Matching entities in importing

When you are importing entities, allow for the possibility that there might be a matching record already in the database. Similarly, the data source itself might contain repeated records. You can detect and handle these situations to suit different data and working practices.

how entity matches are checked
Note: The result of using Modify record depends on how you choose to handle blank fields in the source data by turning on or off the Do not update existing field values with blank values option.

Matching entities have identical values in the identifier fields of the data source and an entity record already in the database.

Identifiers are suggested for each import specification, as either a combination of fields or a single field that is unique. The suggestion is based on the discriminator fields, which you can see in the database design report; you can choose different identifiers if appropriate. All identifier fields must match for there to be a matching record and you must be importing a field to use it as an identifier.

After a check has established whether or not there is a matching entity, there are two groups of options.
Note: In case-controlled databases, data can only be imported into the current case. Entities will only be tested for a match with records in the current case. Identical records may exist in other cases.

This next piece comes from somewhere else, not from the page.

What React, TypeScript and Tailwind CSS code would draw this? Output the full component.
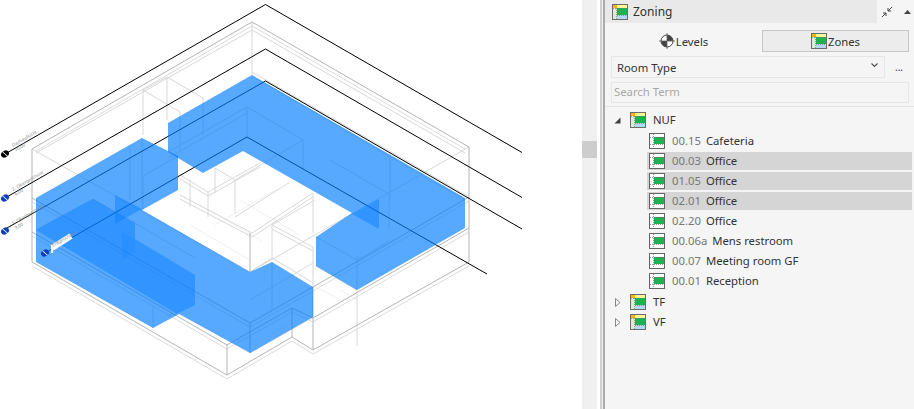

Handling a matching entity

Once a matching entity has been identified, the options for using the information in the data source are:

  • Always update the existing entity record - You will usually want to do this if you know that the import data is reliable and up-to-date.
    Note: If you want to change the value of a field, that field must not be an identifier when you make the import. To avoid overwriting existing data with empty/blank fields from the source data, you can turn on Do not update existing field values with blank values when setting up the import specification.
  • Always leave the record unchanged, that is, ignore the data source - You may want to do this if you think that the import data is older, less complete, or less reliable than information already in the database record.
  • At the time of importing each record, ask the user which option to use

Handling a non-matching entity

If an existing entity has not been found, you have a different set of options for using the information in the data source:

  • Always create a new entity record, known not to be a duplicate - Do this if you know that the import data is reliable and up to date.
  • Never create a new record, that is, ignore the data source - Do this if you think that the import data is old, unreliable, or incomplete; or if working practices restrict how to create a new entity record.
  • At the time of importing each record, ask the user which option to use

Creating a potential duplicate entity

In some situations, you may not be able to specify the best option beforehand or decide the best action at the time of importing data. If this is the case, you can choose not to check identifiers, which means that all records in the data source are used to create new records and may therefore produce matching or duplicate records. The import process will not inform you if there are duplicates, so you should make the detection and handling of duplicates part of your work practices following such data import.

For example, you can check for duplicates using iBase tools such as the Matching Records or Duplicate Records Checker, then decide to merge any duplicate records or create links between the duplicates.